▶ _WHAT THIS TASK INVOLVES_
In this exercise, return the whole listing exactly, excluding any images.

━━━━

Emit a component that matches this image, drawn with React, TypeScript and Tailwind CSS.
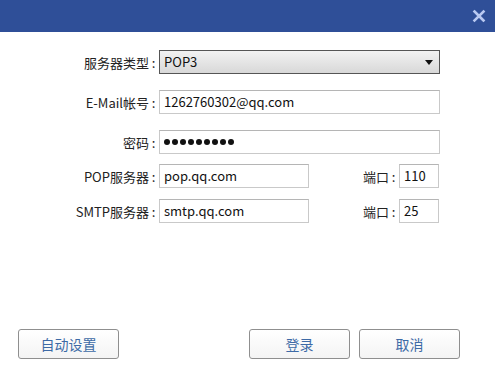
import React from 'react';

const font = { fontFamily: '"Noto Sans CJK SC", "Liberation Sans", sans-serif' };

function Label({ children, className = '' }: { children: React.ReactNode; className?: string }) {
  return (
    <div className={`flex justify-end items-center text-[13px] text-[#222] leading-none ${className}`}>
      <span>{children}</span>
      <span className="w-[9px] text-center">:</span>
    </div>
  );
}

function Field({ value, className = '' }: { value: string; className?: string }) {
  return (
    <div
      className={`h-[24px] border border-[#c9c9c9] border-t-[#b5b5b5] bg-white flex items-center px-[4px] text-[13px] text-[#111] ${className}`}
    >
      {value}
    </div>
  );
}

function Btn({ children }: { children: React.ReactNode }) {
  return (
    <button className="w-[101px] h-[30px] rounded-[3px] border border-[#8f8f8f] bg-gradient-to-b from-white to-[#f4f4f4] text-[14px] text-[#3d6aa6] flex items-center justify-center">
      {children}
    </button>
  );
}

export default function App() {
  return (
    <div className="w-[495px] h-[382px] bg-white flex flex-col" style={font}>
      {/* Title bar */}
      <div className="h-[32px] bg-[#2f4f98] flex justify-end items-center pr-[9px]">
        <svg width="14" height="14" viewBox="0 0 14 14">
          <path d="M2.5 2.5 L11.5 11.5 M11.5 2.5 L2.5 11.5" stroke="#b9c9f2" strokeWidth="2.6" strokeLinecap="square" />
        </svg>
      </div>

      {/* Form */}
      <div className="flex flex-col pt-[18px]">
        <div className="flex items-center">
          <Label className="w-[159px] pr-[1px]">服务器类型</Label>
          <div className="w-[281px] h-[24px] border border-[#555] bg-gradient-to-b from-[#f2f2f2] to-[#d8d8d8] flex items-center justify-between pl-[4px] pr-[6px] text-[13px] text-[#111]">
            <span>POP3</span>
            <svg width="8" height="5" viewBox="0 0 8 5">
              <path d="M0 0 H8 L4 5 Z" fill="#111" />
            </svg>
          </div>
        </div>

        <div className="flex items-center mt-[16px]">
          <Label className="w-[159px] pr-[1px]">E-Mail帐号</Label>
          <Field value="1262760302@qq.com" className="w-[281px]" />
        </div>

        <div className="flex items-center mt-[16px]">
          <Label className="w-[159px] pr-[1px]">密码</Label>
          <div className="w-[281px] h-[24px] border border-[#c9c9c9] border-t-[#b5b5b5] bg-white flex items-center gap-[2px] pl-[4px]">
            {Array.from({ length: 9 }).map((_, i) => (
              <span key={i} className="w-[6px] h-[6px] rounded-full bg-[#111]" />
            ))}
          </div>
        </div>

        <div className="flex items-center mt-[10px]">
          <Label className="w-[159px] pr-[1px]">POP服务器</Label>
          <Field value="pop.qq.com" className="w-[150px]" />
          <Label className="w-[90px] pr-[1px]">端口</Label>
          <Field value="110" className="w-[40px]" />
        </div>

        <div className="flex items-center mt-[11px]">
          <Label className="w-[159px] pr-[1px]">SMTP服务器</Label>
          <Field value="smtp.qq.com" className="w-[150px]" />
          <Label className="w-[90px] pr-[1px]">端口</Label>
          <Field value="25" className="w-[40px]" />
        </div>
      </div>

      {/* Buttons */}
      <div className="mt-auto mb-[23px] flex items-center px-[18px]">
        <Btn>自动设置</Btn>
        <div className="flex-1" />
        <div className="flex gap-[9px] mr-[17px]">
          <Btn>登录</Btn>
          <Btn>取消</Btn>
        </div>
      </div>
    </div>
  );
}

━━━━

▶ _IN RESPONSE_
Emit a component that matches this image, drawn with React, TypeScript and Tailwind CSS.
import React from 'react';

const font = { fontFamily: '"Noto Sans CJK SC", "Liberation Sans", sans-serif' };

function Label({ children, className = '' }: { children: React.ReactNode; className?: string }) {
  return (
    <div className={`flex justify-end items-center text-[13px] text-[#222] leading-none ${className}`}>
      <span>{children}</span>
      <span className="w-[9px] text-center">:</span>
    </div>
  );
}

function Field({ value, className = '' }: { value: string; className?: string }) {
  return (
    <div
      className={`h-[24px] border border-[#c9c9c9] border-t-[#b5b5b5] bg-white flex items-center px-[4px] text-[13px] text-[#111] ${className}`}
    >
      {value}
    </div>
  );
}

function Btn({ children }: { children: React.ReactNode }) {
  return (
    <button className="w-[101px] h-[30px] rounded-[3px] border border-[#8f8f8f] bg-gradient-to-b from-white to-[#f4f4f4] text-[14px] text-[#3d6aa6] flex items-center justify-center">
      {children}
    </button>
  );
}

export default function App() {
  return (
    <div className="w-[495px] h-[382px] bg-white flex flex-col" style={font}>
      {/* Title bar */}
      <div className="h-[32px] bg-[#2f4f98] flex justify-end items-center pr-[9px]">
        <svg width="14" height="14" viewBox="0 0 14 14">
          <path d="M2.5 2.5 L11.5 11.5 M11.5 2.5 L2.5 11.5" stroke="#b9c9f2" strokeWidth="2.6" strokeLinecap="square" />
        </svg>
      </div>

      {/* Form */}
      <div className="flex flex-col pt-[18px]">
        <div className="flex items-center">
          <Label className="w-[159px] pr-[1px]">服务器类型</Label>
          <div className="w-[281px] h-[24px] border border-[#555] bg-gradient-to-b from-[#f2f2f2] to-[#d8d8d8] flex items-center justify-between pl-[4px] pr-[6px] text-[13px] text-[#111]">
            <span>POP3</span>
            <svg width="8" height="5" viewBox="0 0 8 5">
              <path d="M0 0 H8 L4 5 Z" fill="#111" />
            </svg>
          </div>
        </div>

        <div className="flex items-center mt-[16px]">
          <Label className="w-[159px] pr-[1px]">E-Mail帐号</Label>
          <Field value="1262760302@qq.com" className="w-[281px]" />
        </div>

        <div className="flex items-center mt-[16px]">
          <Label className="w-[159px] pr-[1px]">密码</Label>
          <div className="w-[281px] h-[24px] border border-[#c9c9c9] border-t-[#b5b5b5] bg-white flex items-center gap-[2px] pl-[4px]">
            {Array.from({ length: 9 }).map((_, i) => (
              <span key={i} className="w-[6px] h-[6px] rounded-full bg-[#111]" />
            ))}
          </div>
        </div>

        <div className="flex items-center mt-[10px]">
          <Label className="w-[159px] pr-[1px]">POP服务器</Label>
          <Field value="pop.qq.com" className="w-[150px]" />
          <Label className="w-[90px] pr-[1px]">端口</Label>
          <Field value="110" className="w-[40px]" />
        </div>

        <div className="flex items-center mt-[11px]">
          <Label className="w-[159px] pr-[1px]">SMTP服务器</Label>
          <Field value="smtp.qq.com" className="w-[150px]" />
          <Label className="w-[90px] pr-[1px]">端口</Label>
          <Field value="25" className="w-[40px]" />
        </div>
      </div>

      {/* Buttons */}
      <div className="mt-auto mb-[23px] flex items-center px-[18px]">
        <Btn>自动设置</Btn>
        <div className="flex-1" />
        <div className="flex gap-[9px] mr-[17px]">
          <Btn>登录</Btn>
          <Btn>取消</Btn>
        </div>
      </div>
    </div>
  );
}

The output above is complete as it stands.